JS : Il y a dans le roman une liberté qui est essentielle : il n’a pas besoin d’investissement. On peut avoir vingt ans, des moyens d’existences limités et écrire un roman. Pour écrire un roman on a besoin d’une machine à écrire, ou d’un ordinateur aujourd’hui, et d’une imprimante. Dès le premier pas d’un projet de théâtre ou ce cinéma, il ya des producteurs, de l’argent en cause, qu’il soit public ou privé
JB : Justement la dichotomie public-privé n’est elle pas spécifiquement française ?
JS :La France est un pays où cette différentiation entre le public et le privé est plus tranché qu’ailleurs parce qu’il y a une longue tradition d’intervention de l’état dans la question de la culture. Ce n’est pas pour rien qu’elle a hérité de la révolution française une vision jacobine de l’état. Dans d’autres pays la différentiation public-privé est moins sensible, surtout dans des pays comme l’Espagne, ou l’Allemagne, qui sont des pays avec des larges autonomie fédérale. Et plusieurs fois, pendant le forum des gens on dit : « vous avez une discussion assez difficile à comprendre, parce qu’ elle est franco – française, vous parlez de choses qui nous dépassent. »
JB : Y a-t’il d’autres pays où se pose cette problématique ?

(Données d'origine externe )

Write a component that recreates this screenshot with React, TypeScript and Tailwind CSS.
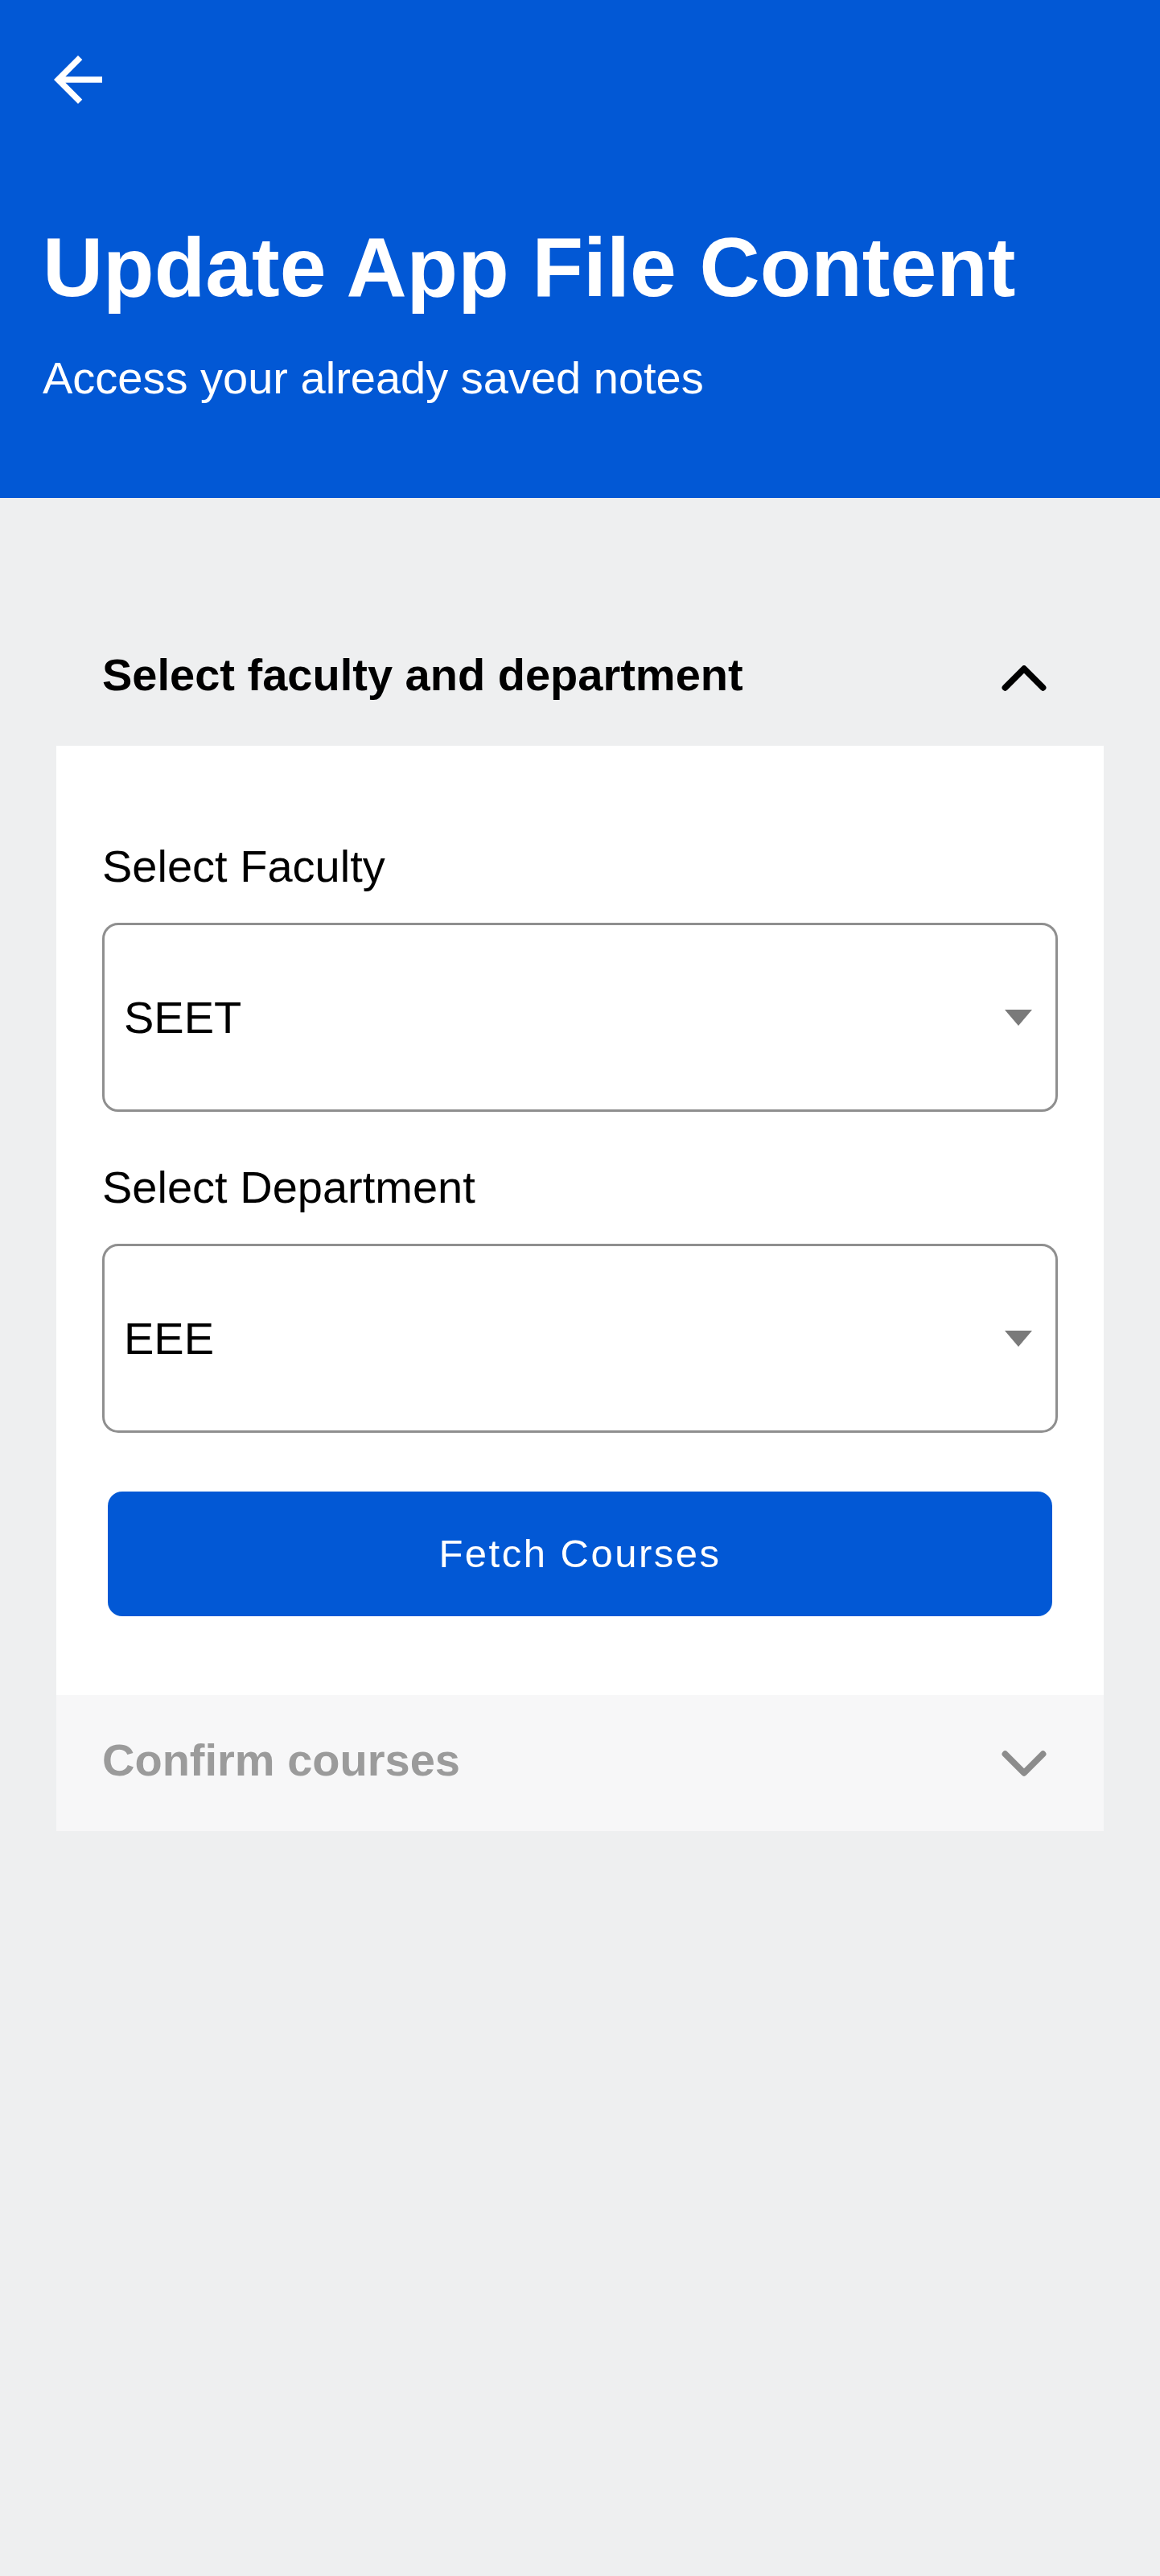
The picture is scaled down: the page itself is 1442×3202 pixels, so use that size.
import React, { useState } from 'react';
import { ChevronUp, ChevronDown } from 'lucide-react';

const ArrowBack: React.FC = () => (
  <svg width={90} height={90} viewBox="0 0 24 24" fill="white">
    <path d="M20 11H7.83l5.59-5.59L12 4l-8 8 8 8 1.41-1.41L7.83 13H20v-2z" />
  </svg>
);

const Caret: React.FC = () => (
  <svg width={34} height={20} viewBox="0 0 34 20">
    <polygon points="0,0 34,0 17,20" fill="#7a7a7a" />
  </svg>
);

interface SelectFieldProps {
  label: string;
  value: string;
  first?: boolean;
}

const SelectField: React.FC<SelectFieldProps> = ({ label, value, first }) => (
  <div className={first ? '' : 'mt-[66px]'}>
    <div className="text-[56px] leading-none text-black">{label}</div>
    <div className="mt-[42px] h-[235px] rounded-[20px] border-[3px] border-[#8f8f8f] bg-white flex items-center justify-between pl-[24px] pr-[29px]">
      <span className="text-[56px] leading-none text-black">{value}</span>
      <Caret />
    </div>
  </div>
);

const App: React.FC = () => {
  const [open, setOpen] = useState(true);

  return (
    <div className="min-h-[3202px] bg-[#eeeff0] font-['Liberation_Sans',Arial,sans-serif]">
      <header className="h-[619px] bg-[#0258d5] pt-[54px] px-[53px]">
        <button className="-ml-[1px] block">
          <ArrowBack />
        </button>
        <h1 className="mt-[136px] text-[104px] leading-none font-bold text-white">Update App File Content</h1>
        <p className="mt-[58px] text-[56px] leading-none text-white">Access your already saved notes</p>
      </header>

      <main className="px-[70px] pt-[139px]">
        {/* faculty / department step */}
        <div
          className="h-[169px] flex items-center justify-between pl-[57px] pr-[52px] cursor-pointer"
          onClick={() => setOpen(!open)}
        >
          <span className="text-[56px] leading-none font-bold text-black -mt-[8px]">Select faculty and department</span>
          {open ? (
            <ChevronUp size={94} strokeWidth={2} color="#000" />
          ) : (
            <ChevronDown size={94} strokeWidth={2} color="#000" />
          )}
        </div>
        {open && (
          <div className="bg-white px-[57px] pt-[122px] pb-[98px]">
            <SelectField label="Select Faculty" value="SEET" first />
            <SelectField label="Select Department" value="EEE" />
            <button className="mt-[73px] mx-[7px] w-[calc(100%-14px)] h-[155px] rounded-[18px] bg-[#0258d5] text-white text-[49px] leading-none tracking-[2.5px]">
              Fetch Courses
            </button>
          </div>
        )}

        <div className="h-[169px] bg-[#f7f7f8] flex items-center justify-between pl-[57px] pr-[52px]">
          <span className="text-[56px] leading-none font-bold text-[#9b9b9b] -mt-[8px]">Confirm courses</span>
          <ChevronDown size={94} strokeWidth={2} color="#8c8c8c" />
        </div>
      </main>
    </div>
  );
};

export default App;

JS De façon plus générale, ce problème du rapport public-privé, le rôle de l’état dans la culture se pose davantage dans les pays qui sont venus à la démocratie après la chute de l’empire soviétique que dans les pays d’une vieille tradition démocratique. Il est évident que le rôle de l’état ayant été absolu dans ces pays du régime soviétique, disons, pour simplifier, que la disparition de ce régime là bien entendu se repose aujourd’hui la question « Quel rôle doit jouer l’état dans le nouvel état démocratique ? » Cette question s’est posée en Espagne après une longue dictature comme le franquisme. En revanche, en Angleterre, il n’y a pas de ministère de la culture, cela paraît absurde au gens : pour eux, la culture est une affaire de la société. Il y a des aides diverses et variés, mais elles ne sont pas centralisées dans un ministère.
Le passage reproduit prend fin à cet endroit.